The young Michelangelo Merisi da Caravaggio (1571–1610) created a major stir in late-sixteenth-century Rome with the groundbreaking naturalism and highly charged emotionalism of his paintings. One might think, given the vast number of books that have been written about him, that everything that could possibly be said about the artist has been said. However, as the author of this book argues, it is important to take a fresh look at the often repeated and widely accepted narratives about the artist's life and work.

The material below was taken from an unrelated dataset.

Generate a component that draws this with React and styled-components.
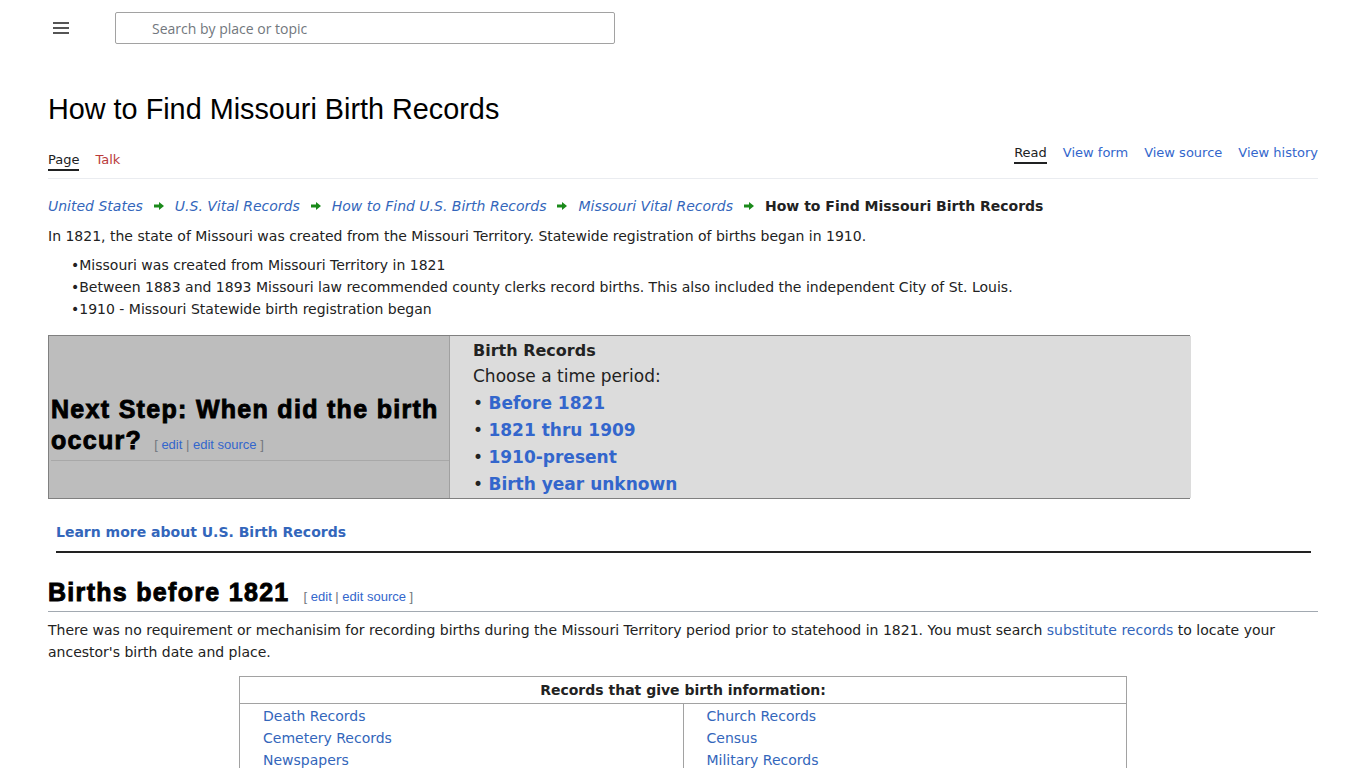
import React from "react";
import styled, { createGlobalStyle } from "styled-components";

const GlobalStyle = createGlobalStyle`
  html, body {
    margin: 0;
    padding: 0;
    background: #fff;
  }
  body {
    font-family: "DejaVu Sans", sans-serif;
    color: #222;
  }
  a {
    text-decoration: none;
    color: #3366bb;
  }
`;

const Page = styled.div`
  padding: 0 48px;
`;

const TopBar = styled.header`
  display: flex;
  align-items: center;
  height: 56px;
  gap: 46px;
`;

const Burger = styled.button`
  border: 0;
  background: none;
  padding: 0;
  margin-left: 5px;
  width: 16px;
  height: 14px;
  display: flex;
  flex-direction: column;
  justify-content: space-between;
  padding: 1px 0;
  span {
    display: block;
    height: 2px;
    background: #555;
  }
`;

const Search = styled.input`
  width: 500px;
  height: 32px;
  box-sizing: border-box;
  border: 1px solid #a2a2a2;
  border-radius: 2px;
  padding: 0 0 0 36px;
  font-family: "Open Sans", "DejaVu Sans", sans-serif;
  font-size: 14px;
  color: #222;
  &::placeholder {
    color: #72777d;
  }
`;

const Title = styled.h1`
  font-family: "Liberation Sans", Arial, sans-serif;
  font-weight: normal;
  font-size: 28.8px;
  color: #000;
  margin: 37px 0 0;
  line-height: 32px;
`;

const TabBar = styled.nav`
  display: flex;
  justify-content: space-between;
  align-items: flex-end;
  border-bottom: 1px solid #eaecf0;
  margin-top: 6px;
  height: 47px;
  font-size: 13px;
`;

const TabGroup = styled.div`
  display: flex;
  gap: ${p => p.$gap}px;
  margin-bottom: ${p => p.$bottom}px;
`;

const Tab = styled.a`
  color: ${p => (p.$active ? "#202122" : p.$red ? "#ba3b3b" : "#3366cc")};
  padding-bottom: 2px;
  border-bottom: 2px solid ${p => (p.$active ? "#202122" : "transparent")};
`;

const Crumbs = styled.div`
  display: flex;
  align-items: center;
  gap: 10px;
  margin-top: 17px;
  font-size: 14px;
  line-height: 20px;
  a {
    font-style: italic;
  }
  strong {
    color: #222;
  }
`;

const Arrow = () => (
  <svg width="12" height="10" viewBox="0 0 12 10">
    <path d="M1 3.5h5V1l5 4-5 4V6.5H1z" fill="#1a8a1a" />
  </svg>
);

const Para = styled.p`
  margin: ${p => p.$top || 0}px 0 0;
  font-size: 14px;
  line-height: 22px;
`;

const Bullets = styled.ul`
  list-style: none;
  margin: 7px 0 0;
  padding: 0 0 0 23px;
  font-size: 14px;
  line-height: 22px;
  li::before {
    content: "•";
  }
`;

const StepBox = styled.div`
  display: grid;
  grid-template-columns: 400px 742px;
  width: 1142px;
  margin-top: 15px;
  border: 1px solid #808080;
  box-sizing: border-box;
`;

const StepLeft = styled.div`
  background: #bdbdbd;
  display: flex;
  align-items: center;
`;

const HeavyHeading = styled.h2`
  font-family: "Liberation Sans", Arial, sans-serif;
  font-weight: 900;
  font-size: 25px;
  color: #000;
  -webkit-text-stroke: 0.9px #000;
  letter-spacing: 1.3px;
`;

const StepHeading = styled(HeavyHeading)`
  margin: 20px 0 0 2px;
  width: 100%;
  line-height: 31px;
  border-bottom: 1px solid #a8a8a8;
`;

const EditLinks = styled.span`
  font-family: "Liberation Sans", Arial, sans-serif;
  font-weight: normal;
  font-size: 13px;
  color: #72777d;
  margin-left: ${p => p.$gap || 10}px;
  -webkit-text-stroke: 0;
  letter-spacing: 0;
  white-space: nowrap;
  a {
    color: #3366cc;
  }
`;

const StepRight = styled.div`
  background: #dcdcdc;
  border-left: 1px solid #a0a0a0;
  padding: 2px 0 0 23px;
`;

const BoxTitle = styled.div`
  font-weight: bold;
  font-size: 16px;
  line-height: 25px;
  color: #222;
`;

const BoxLine = styled.div`
  font-size: 17px;
  line-height: 27px;
  color: #222;
  a {
    font-weight: bold;
    color: #3366cc;
  }
`;

const LearnMore = styled.div`
  margin: 22px 7px 0 8px;
  padding-bottom: 8px;
  border-bottom: 2px solid #222;
  font-size: 14px;
  line-height: 22px;
  a {
    font-weight: bold;
  }
`;

const SectionHead = styled(HeavyHeading)`
  margin: 25px 0 0;
  line-height: 28px;
  border-bottom: 1px solid #a2a9b1;
`;

const RecordTable = styled.table`
  margin: 13px auto 0;
  width: 888px;
  border-collapse: collapse;
  border: 1px solid #a2a2a2;
  font-size: 14px;
  th {
    font-weight: bold;
    line-height: 24px;
    border-bottom: 1px solid #a2a2a2;
    color: #222;
  }
  td {
    vertical-align: top;
    padding: 1px 23px;
    width: 50%;
  }
  td + td {
    border-left: 1px solid #a2a2a2;
  }
  a {
    display: block;
    line-height: 22px;
  }
`;

export default function App() {
  return (
    <>
      <GlobalStyle />
      <Page>
        <TopBar>
          <Burger aria-label="menu">
            <span />
            <span />
            <span />
          </Burger>
          <Search placeholder="Search by place or topic" />
        </TopBar>

        <Title>How to Find Missouri Birth Records</Title>

        <TabBar>
          <TabGroup $gap={16} $bottom={7}>
            <Tab $active>Page</Tab>
            <Tab $red>Talk</Tab>
          </TabGroup>
          <TabGroup $gap={16} $bottom={14}>
            <Tab $active>Read</Tab>
            <Tab>View form</Tab>
            <Tab>View source</Tab>
            <Tab>View history</Tab>
          </TabGroup>
        </TabBar>

        <Crumbs>
          <a href="#">United States</a>
          <Arrow />
          <a href="#">U.S. Vital Records</a>
          <Arrow />
          <a href="#">How to Find U.S. Birth Records</a>
          <Arrow />
          <a href="#">Missouri Vital Records</a>
          <Arrow />
          <strong>How to Find Missouri Birth Records</strong>
        </Crumbs>

        <Para $top={9}>
          In 1821, the state of Missouri was created from the Missouri Territory. Statewide registration of births began in 1910.
        </Para>

        <Bullets>
          <li>Missouri was created from Missouri Territory in 1821</li>
          <li>Between 1883 and 1893 Missouri law recommended county clerks record births. This also included the independent City of St. Louis.</li>
          <li>1910 - Missouri Statewide birth registration began</li>
        </Bullets>

        <StepBox>
          <StepLeft>
            <StepHeading>
              Next Step: When did the birth occur?
              <EditLinks $gap={12}>
                [ <a href="#">edit</a> | <a href="#">edit source</a> ]
              </EditLinks>
            </StepHeading>
          </StepLeft>
          <StepRight>
            <BoxTitle>Birth Records</BoxTitle>
            <BoxLine>Choose a time period:</BoxLine>
            <BoxLine>• <a href="#">Before 1821</a></BoxLine>
            <BoxLine>• <a href="#">1821 thru 1909</a></BoxLine>
            <BoxLine>• <a href="#">1910-present</a></BoxLine>
            <BoxLine>• <a href="#">Birth year unknown</a></BoxLine>
          </StepRight>
        </StepBox>

        <LearnMore>
          <a href="#">Learn more about U.S. Birth Records</a>
        </LearnMore>

        <SectionHead>
          Births before 1821
          <EditLinks $gap={14}>
            [ <a href="#">edit</a> | <a href="#">edit source</a> ]
          </EditLinks>
        </SectionHead>

        <Para $top={7}>
          There was no requirement or mechanisim for recording births during the Missouri Territory period prior to statehood in 1821. You must search{" "}
          <a href="#">substitute records</a> to locate your ancestor's birth date and place.
        </Para>

        <RecordTable>
          <thead>
            <tr>
              <th colSpan={2}>Records that give birth information:</th>
            </tr>
          </thead>
          <tbody>
            <tr>
              <td>
                <a href="#">Death Records</a>
                <a href="#">Cemetery Records</a>
                <a href="#">Newspapers</a>
              </td>
              <td>
                <a href="#">Church Records</a>
                <a href="#">Census</a>
                <a href="#">Military Records</a>
              </td>
            </tr>
          </tbody>
        </RecordTable>
      </Page>
    </>
  );
}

Sybille Ebert-Schifferer subjects the available sources to a critical reevaluation, uncovering evidence that the efforts of Caravaggio's contemporaries to disparage his character and his artwork often sprang from their own cultural biases or a desire to promote the artistic achievements of his rivals. Contrary to repeated claims in the literature, the painter lacked neither education nor piety, but was an extremely accomplished technician who developed a successful marketing strategy. He enjoyed great respect and earned high fees from his prestigious clients while he also inspired a large circle of imitators. Even his brushes with the law conformed to the behavioral norms of the aristocratic Romans he sought to emulate.
The beautiful reproductions of Caravaggio's paintings in this volume make clear why he captivated the imagination of his contemporaries, a reaction that echoes today in the ongoing popularity of his work and the fierce debate that it continues to provoke among art historians.
Sybille Ebert-Schifferer is the director of the Bibliotheca Hertziana at the Max Planck Institute for Art History in Rome. She is the author of Still Life: A History (Abrams, 1999) and coeditor of Sacred Possessions: Collecting Italian Religious Art, 1500–1900 (Getty Publications, 2010).